Schließlich wurde Eisterer 2008 zum Dekan der Philosophisch-Historischen Fakultät ernannt. Hier sah er sich in mehreren Rollen: als Mediator, Administrator und „Facilitator“ – also als jemand, der Dinge möglich macht. Als Mediator war ihm wichtig, ein Arbeitsklima zu schaffen, in dem alle Institute ihre Anliegen einbringen konnten. Dabei kam ihm seine Ausbildung zum Mediator – welche er als „Midlife-Crisis-Beschäftigung“ beschrieb – zugute, wo er wichtige Fertigkeiten, die sich für ihn als Dekan nützlich erweisen sollten, erlernte. Als Administrator war es wichtig, dafür zu sorgen, dass alles klaglos ablief – was ihm auch fast immer gelungen sei, wie er meinte. Trotzdem gab es den einen oder anderen Punkt, wo es laut ihm „geknirscht“ habe, jedoch erfüllte er seine Aufgaben bis zum Schluss immer mit Begeisterung. Als „Ermöglicher“ versuchte er, den Instituten die Bedingungen zu verschaffen, die sie benötigten, um ihre Visionen umzusetzen. Dabei ging es oft um kleine Anliegen, aber auch um größere Projekte wie beispielsweise „Historia Scribere“, welches von Gunda Barth-Scalmani, Irene Madreiter und Eva Pfanzelter ins Leben gerufen wurde, eine jährlich digital erscheinende Zeitschrift, deren Beiträge von Studierenden verfasst werden.
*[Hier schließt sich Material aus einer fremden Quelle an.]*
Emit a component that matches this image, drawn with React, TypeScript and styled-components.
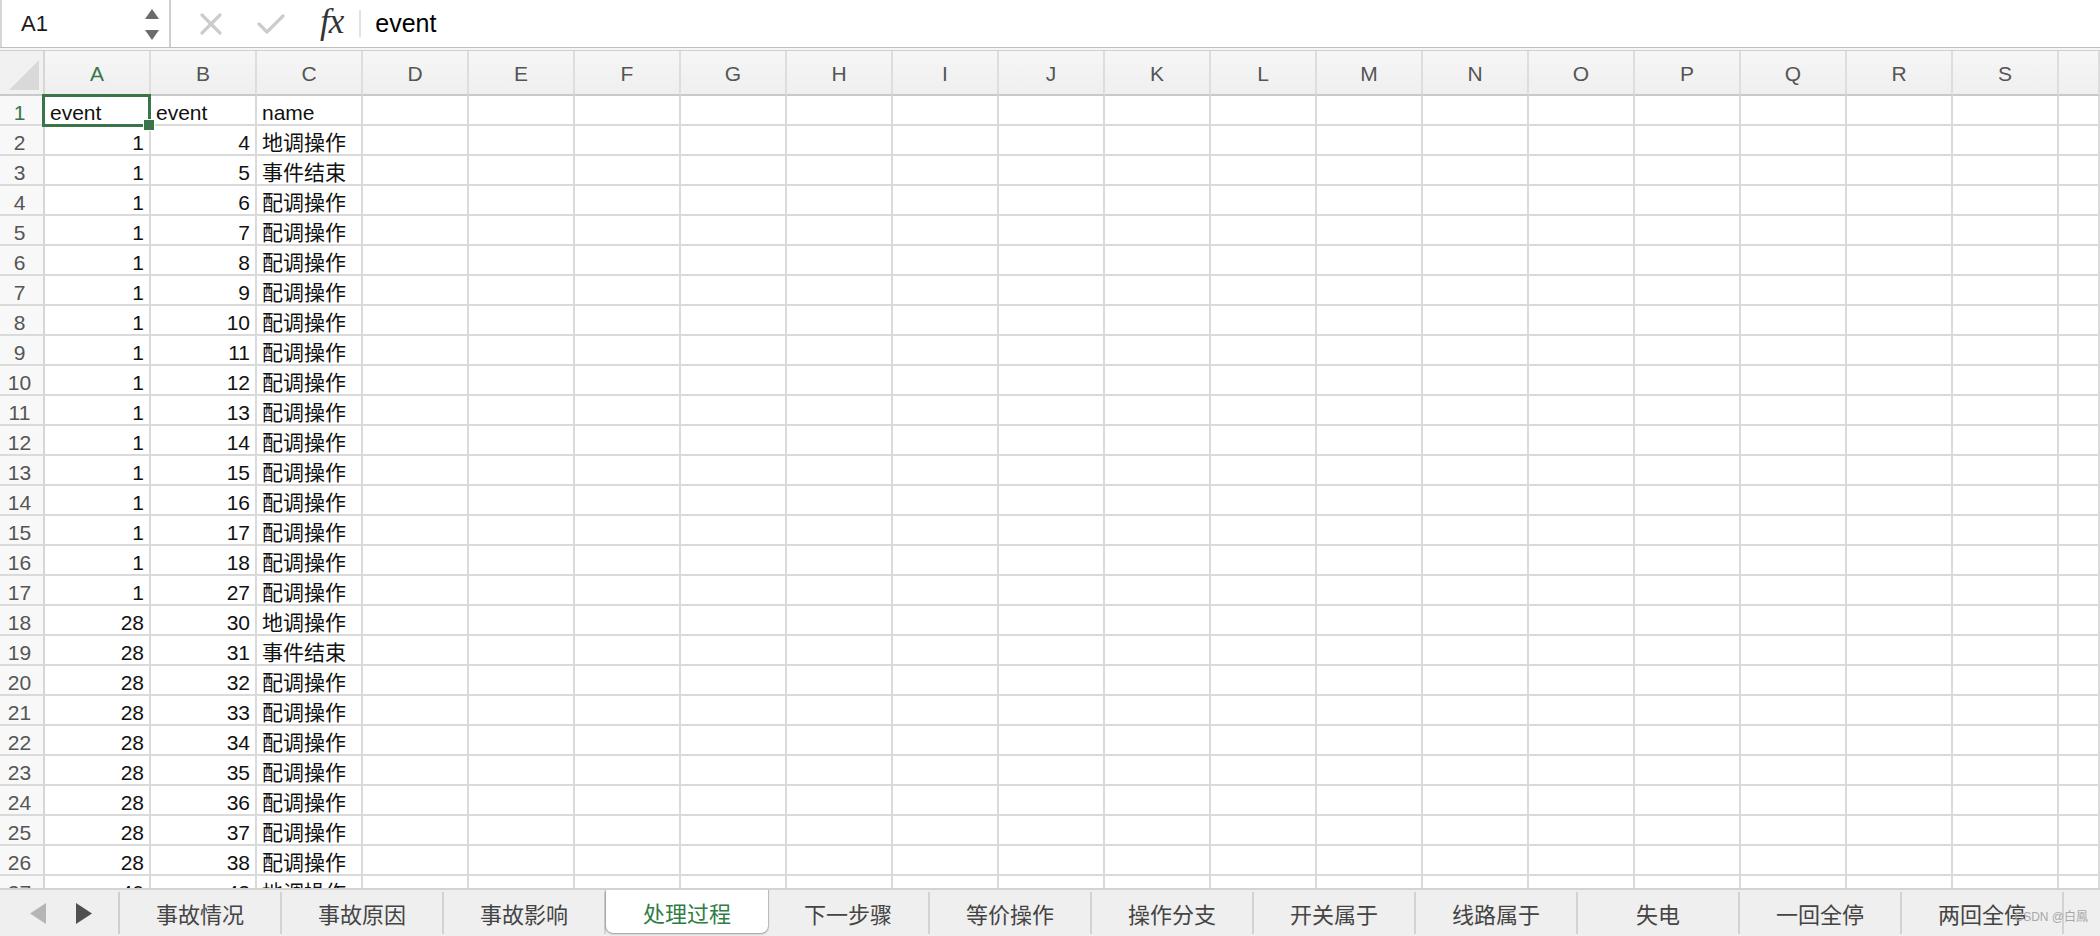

Natürlich lief nicht immer alles rund. Klaus Eisterer erzählte von seiner ersten „Amtsüberlegung“, als klar wurde, dass innerhalb weniger Jahre drei Professuren frei wurden, nämlich Österreichische Geschichte, Neuzeit und Zeitgeschichte: Seine Idee war, Schwerpunkte zu setzen und die drei unterschiedlichen Fächer miteinander über ähnlich ausgerichtete Professuren zu verbinden und damit einen starken Cluster zu schaffen. Jedoch stieß er damit auf Ablehnung – seine „erste und einzige blutige Nase“. Trotz der wenigen Rückschläge blickt Klaus Eisterer auf seine Karriere als Universitätsassistent, Dozent und Dekan gerne zurück und bewertet das Institut für Zeitgeschichte von den Anfängen bis zur heutigen Führung als herausragend und äußerst erfolgreich. Das zeigte sich auch für uns im Gespräch deutlich, da Eisterer leidenschaftlich über seine eigenen fast 40 Jahre am Institut für Zeitgeschichte erzählte.